Monday, December 10, 2012

Breaking the Taboo (2011) - A Global Drug War Film

Narrated by Oscar winning actor Morgan Freeman, 'Breaking the Taboo' takes a critical look at how after 50 years of prohibition, illicit drugs are now the third most valuable industry in the world after food and oil.


Featuring interviews with several current or former presidents from around the world, such as Bill Clinton and Jimmy Carter, the film follows The Global Commission on Drug Policy on a mission to break the political taboo over the United States led War on Drugs and expose what it calls the biggest failure of global policy in the last 40 years.


The term War on Drugs was first used by President Richard Nixon in 1970. The President later formed the DEA and started a push to outlaw drugs of all kinds.
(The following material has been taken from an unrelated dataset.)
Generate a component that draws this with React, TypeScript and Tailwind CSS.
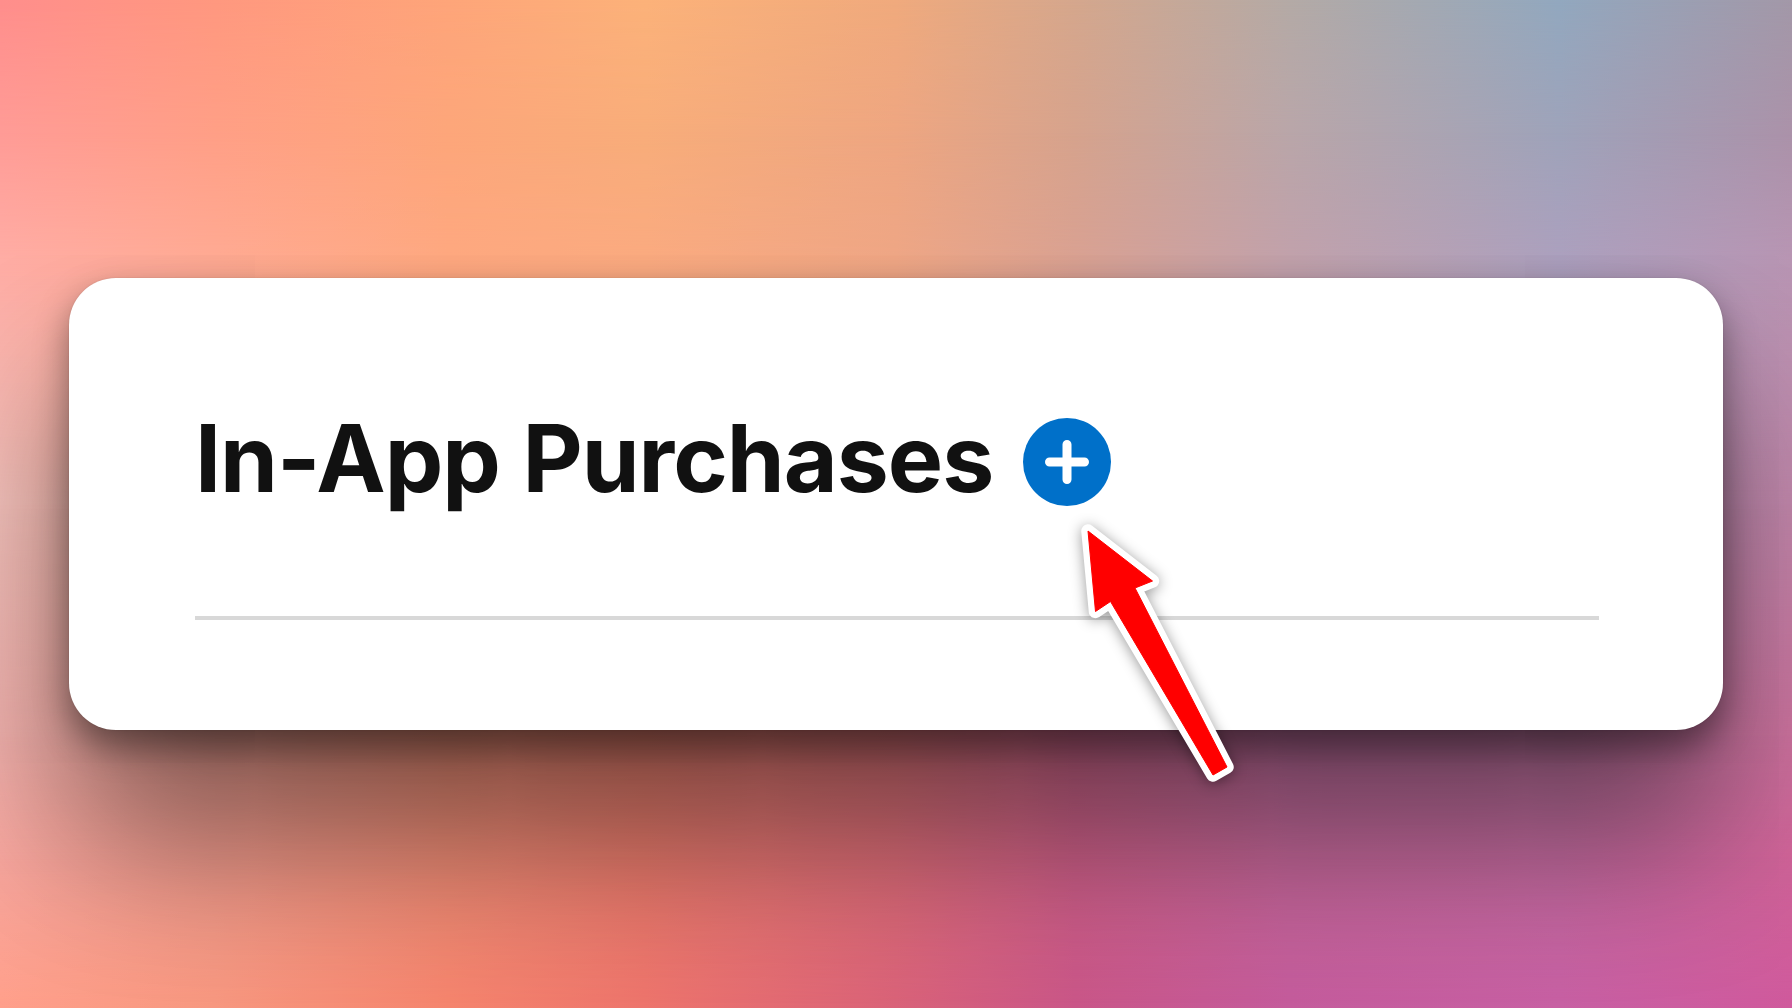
const columns = [0, 12, 25, 36, 50, 60, 72, 87, 100];

const bands = [
  { at: 0, colors: ['#ff8e8c', '#ff987f', '#fea57a', '#fcb27a', '#f0aa7d', '#d5a78d', '#b4aaa6', '#92a8bf', '#a398a8'] },
  { at: 13, colors: ['#ff9b96', '#ff9f86', '#fda67a', '#f8ad7a', '#eea681', '#d6a38d', '#b9a6a9', '#9ea3ba', '#ab92a9'] },
  { at: 26, colors: ['#ffada5', '#ffaa93', '#fea880', '#faaa80', '#eea685', '#d9a192', '#c1a1ab', '#aca0be', '#b895b3'] },
  { at: 50, colors: ['#f6c2bc', '#f8ac9c', '#f59c83', '#ef9580', '#e28f88', '#d08a98', '#c089ac', '#b78bb2', '#c489ad'] },
  { at: 73, colors: ['#f3b2ae', '#f0a196', '#eb8e78', '#e78070', '#de757a', '#ce688c', '#c070a0', '#c076a2', '#ce739f'] },
  { at: 85, colors: ['#f8a79f', '#f09a8c', '#ee8b75', '#e97a6c', '#dc6c78', '#cd5f88', '#c46799', '#c56ba0', '#d16499'] },
  { at: 100, colors: ['#ff9f8a', '#f7977f', '#f5846d', '#ed746c', '#d96279', '#c95688', '#c45b9c', '#c75fa3', '#cf599c'] },
];

function Backdrop() {
  return (
    <div className="absolute inset-0">
      {bands.map((band, i) => {
        const mask =
          i === 0 ? undefined : `linear-gradient(to bottom, transparent ${bands[i - 1].at}%, black ${band.at}%)`;
        return (
          <div
            key={band.at}
            className="absolute inset-0"
            style={{
              backgroundImage: `linear-gradient(to right, ${band.colors.map((c, j) => `${c} ${columns[j]}%`).join(', ')})`,
              maskImage: mask,
            }}
          />
        );
      })}
    </div>
  );
}

function Pointer() {
  const shape = 'M1088 531 L1152.5 581 L1135 588 L1227 767 L1213 775 L1110.5 601.5 L1095.5 611.5 Z';
  return (
    <svg
      className="pointer-events-none absolute inset-0 h-[1008px] w-[1792px] drop-shadow-[0_2px_7px_rgba(0,0,0,0.4)]"
      viewBox="0 0 1792 1008"
    >
      <path d={shape} fill="#fff" stroke="#fff" strokeWidth="13.5" strokeLinejoin="round" />
      <path d={shape} fill="#f00" stroke="#f00" strokeWidth="1" strokeLinejoin="round" />
    </svg>
  );
}

export default function App() {
  return (
    <main className="relative flex h-[1008px] w-[1792px] items-center justify-center overflow-hidden">
      <Backdrop />
      <section className="relative mx-auto h-[452px] w-[1654px] rounded-[47px] bg-white pr-[124px] pl-[126px] pt-[126px] shadow-[0_0_2px_rgba(0,0,0,0.12),0_16px_34px_rgba(0,0,0,0.42),0_108px_150px_rgba(0,0,0,0.46)]">
        <header className="flex h-[116px] items-center gap-[30px]">
          <h1 className="w-[798px] whitespace-nowrap pb-[7px] font-['Inter',sans-serif] text-[93px] font-bold leading-[109px] tracking-[-1.02px] [word-spacing:1.5px] text-[#111]">
            In-App Purchases
          </h1>
          <button aria-label="Add" className="flex size-[88px] shrink-0 items-center justify-center rounded-full bg-[#0070c9]">
            <svg viewBox="0 0 44 44" className="size-11" stroke="#fff" strokeWidth="9" strokeLinecap="round">
              <path d="M4.5 22h35M22 4.5v35" />
            </svg>
          </button>
        </header>
        <hr className="mt-24 h-1 border-0 bg-[#d8d8d8]" />
      </section>
      <Pointer />
    </main>
  );
}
Among the most discussed drugs in this war is Marijuana.

Marijuana: A Chronic History attempts to educate everyone who still has a Reefer Madness mindset, who still thinks cannabis prohibition is reasonable, and who have no idea that widespread cannabis use is relatively harmless compared to alcohol, tobacco, and especially pharmaceutical and other drugs.
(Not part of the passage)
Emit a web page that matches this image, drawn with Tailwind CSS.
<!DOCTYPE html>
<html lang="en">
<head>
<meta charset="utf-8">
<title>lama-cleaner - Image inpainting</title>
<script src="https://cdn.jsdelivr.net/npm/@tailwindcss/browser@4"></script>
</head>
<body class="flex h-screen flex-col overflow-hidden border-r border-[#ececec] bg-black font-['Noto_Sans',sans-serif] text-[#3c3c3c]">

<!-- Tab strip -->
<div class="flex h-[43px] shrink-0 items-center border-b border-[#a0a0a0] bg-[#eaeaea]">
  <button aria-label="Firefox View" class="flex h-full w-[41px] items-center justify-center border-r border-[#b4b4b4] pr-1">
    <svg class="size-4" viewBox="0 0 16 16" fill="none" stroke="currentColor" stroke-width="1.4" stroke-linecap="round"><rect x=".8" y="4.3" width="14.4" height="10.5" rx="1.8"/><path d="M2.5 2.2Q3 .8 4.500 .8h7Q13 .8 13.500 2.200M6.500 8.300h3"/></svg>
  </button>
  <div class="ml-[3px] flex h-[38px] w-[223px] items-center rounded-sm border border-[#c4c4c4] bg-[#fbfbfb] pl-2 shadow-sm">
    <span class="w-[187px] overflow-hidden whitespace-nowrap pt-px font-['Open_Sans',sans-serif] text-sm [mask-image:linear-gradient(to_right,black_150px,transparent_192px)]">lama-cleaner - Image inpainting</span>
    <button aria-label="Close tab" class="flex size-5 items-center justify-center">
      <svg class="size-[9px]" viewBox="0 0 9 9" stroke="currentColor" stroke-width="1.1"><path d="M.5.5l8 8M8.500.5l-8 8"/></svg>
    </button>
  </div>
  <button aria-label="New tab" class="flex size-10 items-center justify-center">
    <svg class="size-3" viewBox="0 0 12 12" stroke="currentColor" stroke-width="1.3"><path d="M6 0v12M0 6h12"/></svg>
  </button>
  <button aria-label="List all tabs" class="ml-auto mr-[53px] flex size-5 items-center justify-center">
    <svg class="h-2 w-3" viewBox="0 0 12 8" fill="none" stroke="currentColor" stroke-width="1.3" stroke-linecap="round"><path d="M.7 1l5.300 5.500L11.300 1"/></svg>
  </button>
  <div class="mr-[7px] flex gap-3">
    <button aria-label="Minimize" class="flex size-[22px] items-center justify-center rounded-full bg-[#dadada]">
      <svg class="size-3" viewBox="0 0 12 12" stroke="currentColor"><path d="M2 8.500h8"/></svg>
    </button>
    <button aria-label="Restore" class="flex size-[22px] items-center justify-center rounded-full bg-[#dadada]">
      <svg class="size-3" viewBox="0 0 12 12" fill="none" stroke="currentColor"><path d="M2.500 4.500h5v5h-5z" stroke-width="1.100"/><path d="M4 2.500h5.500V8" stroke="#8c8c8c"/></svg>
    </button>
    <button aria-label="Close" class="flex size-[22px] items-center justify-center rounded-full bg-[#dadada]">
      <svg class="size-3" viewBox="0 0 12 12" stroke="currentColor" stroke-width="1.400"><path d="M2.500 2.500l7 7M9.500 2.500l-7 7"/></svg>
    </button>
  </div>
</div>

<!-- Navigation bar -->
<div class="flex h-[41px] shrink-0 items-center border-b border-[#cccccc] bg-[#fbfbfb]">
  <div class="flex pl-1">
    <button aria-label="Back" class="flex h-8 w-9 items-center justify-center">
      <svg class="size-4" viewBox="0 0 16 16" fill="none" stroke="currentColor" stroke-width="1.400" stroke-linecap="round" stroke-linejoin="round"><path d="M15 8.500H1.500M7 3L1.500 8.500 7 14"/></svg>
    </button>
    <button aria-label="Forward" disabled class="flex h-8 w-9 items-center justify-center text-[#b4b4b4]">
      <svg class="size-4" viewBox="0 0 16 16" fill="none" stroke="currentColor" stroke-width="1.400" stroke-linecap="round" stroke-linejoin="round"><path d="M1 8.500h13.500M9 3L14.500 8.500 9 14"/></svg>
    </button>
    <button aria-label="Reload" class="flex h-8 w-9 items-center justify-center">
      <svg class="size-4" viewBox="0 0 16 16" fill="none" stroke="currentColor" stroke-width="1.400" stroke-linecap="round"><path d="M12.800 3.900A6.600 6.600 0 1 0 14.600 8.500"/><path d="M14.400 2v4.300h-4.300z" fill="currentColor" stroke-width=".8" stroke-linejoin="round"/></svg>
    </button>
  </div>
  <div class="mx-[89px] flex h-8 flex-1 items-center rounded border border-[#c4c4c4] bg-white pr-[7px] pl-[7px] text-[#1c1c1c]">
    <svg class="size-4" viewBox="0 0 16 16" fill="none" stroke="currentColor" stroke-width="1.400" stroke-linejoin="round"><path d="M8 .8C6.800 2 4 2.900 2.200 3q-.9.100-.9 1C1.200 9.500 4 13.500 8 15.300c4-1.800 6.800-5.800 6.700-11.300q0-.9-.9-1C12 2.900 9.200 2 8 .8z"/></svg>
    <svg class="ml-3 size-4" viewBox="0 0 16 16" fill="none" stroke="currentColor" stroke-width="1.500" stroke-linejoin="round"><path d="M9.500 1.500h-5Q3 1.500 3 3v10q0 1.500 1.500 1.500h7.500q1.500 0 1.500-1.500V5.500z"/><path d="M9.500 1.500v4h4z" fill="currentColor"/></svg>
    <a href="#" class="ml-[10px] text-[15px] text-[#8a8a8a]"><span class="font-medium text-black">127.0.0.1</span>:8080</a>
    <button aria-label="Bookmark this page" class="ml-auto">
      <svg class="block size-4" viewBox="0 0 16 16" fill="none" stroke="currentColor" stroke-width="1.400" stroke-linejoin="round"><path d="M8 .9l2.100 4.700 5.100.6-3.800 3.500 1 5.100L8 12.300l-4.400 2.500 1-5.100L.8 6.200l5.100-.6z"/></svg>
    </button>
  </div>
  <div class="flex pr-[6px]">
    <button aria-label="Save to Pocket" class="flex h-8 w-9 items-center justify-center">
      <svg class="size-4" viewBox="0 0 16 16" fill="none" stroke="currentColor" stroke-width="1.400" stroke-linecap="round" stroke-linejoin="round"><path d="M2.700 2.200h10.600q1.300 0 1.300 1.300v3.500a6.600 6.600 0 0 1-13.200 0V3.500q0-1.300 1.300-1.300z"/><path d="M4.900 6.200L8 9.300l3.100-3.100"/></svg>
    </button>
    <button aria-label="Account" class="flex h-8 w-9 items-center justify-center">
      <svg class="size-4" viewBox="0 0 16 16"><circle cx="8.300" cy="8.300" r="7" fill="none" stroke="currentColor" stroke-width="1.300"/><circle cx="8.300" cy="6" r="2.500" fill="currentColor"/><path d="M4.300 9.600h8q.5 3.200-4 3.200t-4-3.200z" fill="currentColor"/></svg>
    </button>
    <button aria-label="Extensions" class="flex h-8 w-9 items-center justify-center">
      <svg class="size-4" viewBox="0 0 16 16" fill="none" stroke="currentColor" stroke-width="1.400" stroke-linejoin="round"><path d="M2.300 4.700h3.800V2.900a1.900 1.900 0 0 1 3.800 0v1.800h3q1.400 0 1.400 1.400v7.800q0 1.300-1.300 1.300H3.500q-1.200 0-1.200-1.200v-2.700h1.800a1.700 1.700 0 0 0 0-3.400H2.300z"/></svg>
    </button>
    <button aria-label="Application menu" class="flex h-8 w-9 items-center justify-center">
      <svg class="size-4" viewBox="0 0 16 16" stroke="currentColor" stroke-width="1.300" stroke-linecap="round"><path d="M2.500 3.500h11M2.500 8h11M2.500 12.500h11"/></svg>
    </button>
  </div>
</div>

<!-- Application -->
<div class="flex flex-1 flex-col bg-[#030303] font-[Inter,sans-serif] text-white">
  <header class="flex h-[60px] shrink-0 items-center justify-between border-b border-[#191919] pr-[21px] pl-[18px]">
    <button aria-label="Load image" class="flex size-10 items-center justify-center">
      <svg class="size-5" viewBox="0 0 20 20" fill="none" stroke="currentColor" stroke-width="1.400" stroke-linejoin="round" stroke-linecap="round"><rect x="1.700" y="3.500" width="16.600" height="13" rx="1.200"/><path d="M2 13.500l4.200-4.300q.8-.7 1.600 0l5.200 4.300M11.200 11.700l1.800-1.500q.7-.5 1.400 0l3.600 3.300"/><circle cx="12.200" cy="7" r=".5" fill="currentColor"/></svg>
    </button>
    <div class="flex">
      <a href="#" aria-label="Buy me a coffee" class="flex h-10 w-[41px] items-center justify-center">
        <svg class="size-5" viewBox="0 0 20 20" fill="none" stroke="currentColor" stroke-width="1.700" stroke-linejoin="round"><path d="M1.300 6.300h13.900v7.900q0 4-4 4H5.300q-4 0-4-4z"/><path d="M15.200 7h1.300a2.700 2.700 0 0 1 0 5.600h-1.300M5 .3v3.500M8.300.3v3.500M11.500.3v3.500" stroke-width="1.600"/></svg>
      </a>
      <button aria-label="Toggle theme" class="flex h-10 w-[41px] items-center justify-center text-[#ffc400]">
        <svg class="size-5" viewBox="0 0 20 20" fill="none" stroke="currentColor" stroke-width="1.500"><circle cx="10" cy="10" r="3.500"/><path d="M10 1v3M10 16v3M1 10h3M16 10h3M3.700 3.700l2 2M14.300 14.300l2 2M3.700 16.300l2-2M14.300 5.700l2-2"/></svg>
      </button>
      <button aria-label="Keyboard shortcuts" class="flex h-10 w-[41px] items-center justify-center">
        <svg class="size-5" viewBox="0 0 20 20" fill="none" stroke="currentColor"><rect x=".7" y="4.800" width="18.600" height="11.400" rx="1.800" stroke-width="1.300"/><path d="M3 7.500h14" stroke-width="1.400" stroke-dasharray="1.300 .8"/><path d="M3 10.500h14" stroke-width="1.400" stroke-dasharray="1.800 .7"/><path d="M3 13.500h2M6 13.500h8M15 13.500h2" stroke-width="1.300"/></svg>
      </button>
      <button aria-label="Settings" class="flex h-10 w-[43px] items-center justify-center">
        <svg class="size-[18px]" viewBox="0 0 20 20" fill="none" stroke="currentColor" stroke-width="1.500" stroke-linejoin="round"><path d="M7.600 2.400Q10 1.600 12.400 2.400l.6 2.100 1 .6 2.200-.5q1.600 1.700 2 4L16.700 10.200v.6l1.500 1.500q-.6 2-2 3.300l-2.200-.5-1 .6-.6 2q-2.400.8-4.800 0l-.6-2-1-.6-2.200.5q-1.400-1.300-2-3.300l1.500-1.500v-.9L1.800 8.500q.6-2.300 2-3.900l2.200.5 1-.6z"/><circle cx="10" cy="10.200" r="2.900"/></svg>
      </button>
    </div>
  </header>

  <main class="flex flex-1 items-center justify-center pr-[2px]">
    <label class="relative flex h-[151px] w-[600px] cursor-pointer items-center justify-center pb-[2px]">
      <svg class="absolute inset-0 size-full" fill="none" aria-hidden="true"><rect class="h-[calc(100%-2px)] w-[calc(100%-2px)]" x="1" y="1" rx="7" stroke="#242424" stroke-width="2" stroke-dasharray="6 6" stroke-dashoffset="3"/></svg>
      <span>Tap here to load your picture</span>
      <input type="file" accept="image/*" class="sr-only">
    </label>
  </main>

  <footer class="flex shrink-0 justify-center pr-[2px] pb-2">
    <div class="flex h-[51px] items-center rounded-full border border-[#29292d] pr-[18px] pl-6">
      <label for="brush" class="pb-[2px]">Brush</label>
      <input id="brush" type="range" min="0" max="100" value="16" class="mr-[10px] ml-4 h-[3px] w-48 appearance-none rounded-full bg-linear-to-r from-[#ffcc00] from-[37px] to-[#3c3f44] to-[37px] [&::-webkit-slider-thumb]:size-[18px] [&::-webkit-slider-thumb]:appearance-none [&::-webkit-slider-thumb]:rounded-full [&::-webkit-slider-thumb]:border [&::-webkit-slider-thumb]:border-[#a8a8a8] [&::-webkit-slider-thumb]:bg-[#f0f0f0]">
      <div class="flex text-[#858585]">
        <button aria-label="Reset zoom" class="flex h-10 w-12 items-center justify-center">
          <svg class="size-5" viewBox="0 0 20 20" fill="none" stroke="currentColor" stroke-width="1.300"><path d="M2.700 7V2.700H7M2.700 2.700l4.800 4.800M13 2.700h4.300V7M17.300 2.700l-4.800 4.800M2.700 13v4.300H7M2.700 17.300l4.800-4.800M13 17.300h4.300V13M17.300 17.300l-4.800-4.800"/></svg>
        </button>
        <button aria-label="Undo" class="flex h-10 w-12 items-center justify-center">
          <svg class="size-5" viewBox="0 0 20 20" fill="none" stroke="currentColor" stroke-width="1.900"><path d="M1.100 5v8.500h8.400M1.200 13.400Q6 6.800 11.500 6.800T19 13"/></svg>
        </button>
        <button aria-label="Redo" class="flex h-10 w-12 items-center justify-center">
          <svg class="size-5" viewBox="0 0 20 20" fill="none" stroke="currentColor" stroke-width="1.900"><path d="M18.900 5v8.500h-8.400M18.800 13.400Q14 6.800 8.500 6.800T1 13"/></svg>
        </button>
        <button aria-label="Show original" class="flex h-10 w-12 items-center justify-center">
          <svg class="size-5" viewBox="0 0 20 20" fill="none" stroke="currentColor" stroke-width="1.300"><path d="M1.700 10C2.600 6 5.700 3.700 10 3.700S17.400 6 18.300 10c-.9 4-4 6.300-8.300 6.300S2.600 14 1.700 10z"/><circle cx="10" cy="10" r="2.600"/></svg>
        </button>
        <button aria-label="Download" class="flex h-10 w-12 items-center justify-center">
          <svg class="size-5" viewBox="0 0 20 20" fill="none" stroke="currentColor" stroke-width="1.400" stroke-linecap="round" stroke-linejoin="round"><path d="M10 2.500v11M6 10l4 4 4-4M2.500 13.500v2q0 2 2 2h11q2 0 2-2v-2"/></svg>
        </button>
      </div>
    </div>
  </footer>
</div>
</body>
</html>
Marijuana: A Chronic History (History Channel documentary)



The War on Drugs has failed. Drugs are cheaper and more available than ever before. Millions of people are in prison for drugs offenses. Corruption and violence, especially in producer and transit countries, endangers democracy. Tens of thousands of people die each year in drug wars. It is an orchestrated system with addicts being created in the inner cities by supplying them with the drugs, which with these substances being illegal force them into being criminals, which are then subject to arrest and imprisonment, thereby growing and allowing the entire corrupt judicial system to profit at the expense of human beings. More prisons, more lobbying to keep the status quo, and all the meanwhile society degenerates further.

Improving our drug policies is one of the key policy challenges of our time. The time for action is now.